Questo costante miglioramento degli standard ha permesso a un numero limitato di società minerarie specializzate nell’estrazione di metalli di transizione di essere considerate operatori responsabili, il che, a nostro avviso, può essere un utile motore di performance a lungo termine.
Identificare le società minerarie più virtuose con gli standard ESG più elevati e incoraggiare quelle meno virtuose a migliorare è un modo per facilitare la transizione energetica.
Le società minerarie responsabili possono essere compatibili con un approccio focalizzato sui fattori ESG
La decarbonizzazione dell’economia globale richiede inevitabilmente quantità significative di rame e di altri metalli di transizione.
È necessario bilanciare gli impatti socio-ambientali locali delle operazioni minerarie con questa necessità. Gli investitori possono sostenere le società minerarie responsabili nello sviluppo dei nuovi progetti necessari per agevolare la transizione, assicurandosi al contempo che i management di queste aziende siano consapevoli della necessità di standard elevati in ogni fase del ciclo di vita del progetto.

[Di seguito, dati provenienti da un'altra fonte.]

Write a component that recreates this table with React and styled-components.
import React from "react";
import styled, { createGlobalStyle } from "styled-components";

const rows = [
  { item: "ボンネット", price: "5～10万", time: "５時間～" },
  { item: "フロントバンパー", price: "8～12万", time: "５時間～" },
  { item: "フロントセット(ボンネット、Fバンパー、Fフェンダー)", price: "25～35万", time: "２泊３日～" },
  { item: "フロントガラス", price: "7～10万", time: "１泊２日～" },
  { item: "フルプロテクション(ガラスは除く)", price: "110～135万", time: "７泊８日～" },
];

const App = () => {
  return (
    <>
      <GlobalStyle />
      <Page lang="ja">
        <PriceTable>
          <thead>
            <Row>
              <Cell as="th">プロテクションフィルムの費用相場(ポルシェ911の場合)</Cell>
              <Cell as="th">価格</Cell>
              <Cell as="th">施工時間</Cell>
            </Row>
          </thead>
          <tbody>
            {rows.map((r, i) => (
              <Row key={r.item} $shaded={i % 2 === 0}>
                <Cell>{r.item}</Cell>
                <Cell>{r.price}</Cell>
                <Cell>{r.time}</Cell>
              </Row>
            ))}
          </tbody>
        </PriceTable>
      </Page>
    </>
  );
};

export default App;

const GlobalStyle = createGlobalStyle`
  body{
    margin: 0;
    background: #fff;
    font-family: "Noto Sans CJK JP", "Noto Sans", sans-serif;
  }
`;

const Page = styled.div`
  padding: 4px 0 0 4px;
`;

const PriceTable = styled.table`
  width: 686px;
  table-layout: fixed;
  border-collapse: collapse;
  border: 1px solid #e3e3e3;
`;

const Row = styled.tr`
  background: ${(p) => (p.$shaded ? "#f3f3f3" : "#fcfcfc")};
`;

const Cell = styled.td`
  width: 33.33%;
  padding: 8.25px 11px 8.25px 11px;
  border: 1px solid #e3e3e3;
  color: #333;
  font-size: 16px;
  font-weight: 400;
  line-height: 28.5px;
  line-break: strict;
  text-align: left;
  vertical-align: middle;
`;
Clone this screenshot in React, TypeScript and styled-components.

Dal mantenimento del consenso libero, preventivo e informato alle pratiche di gestione responsabile dei rifiuti e alle garanzie di riabilitazione dei siti, le società minerarie sono tenute a ottemperare a diversi standard ESG.
Via via che governi, investitori e imprese passano dalla fase di definizione degli obiettivi a quella di attuazione delle rispettive strategie sul cambiamento climatico, sorgeranno altre domande e compromessi di questo tipo, come abbiamo osservato nelle nostre riflessioni sul nesso tra clima e natura.
Va da sé che, se da un lato l’industria estrattiva può favorire la transizione, dall’altro il settore deve trovare il modo per decarbonizzare sé stesso visto il suo ruolo cruciale nel percorso globale verso la neutralità carbonica.
Dobbiamo continuare a farci guidare dai dati e dalla scienza per prendere decisioni nell’interesse a lungo termine della società e del pianeta. In qualità di investitori, la combinazione di ricerca e attività di stewardship è fondamentale per garantire un approccio responsabile ed equilibrato.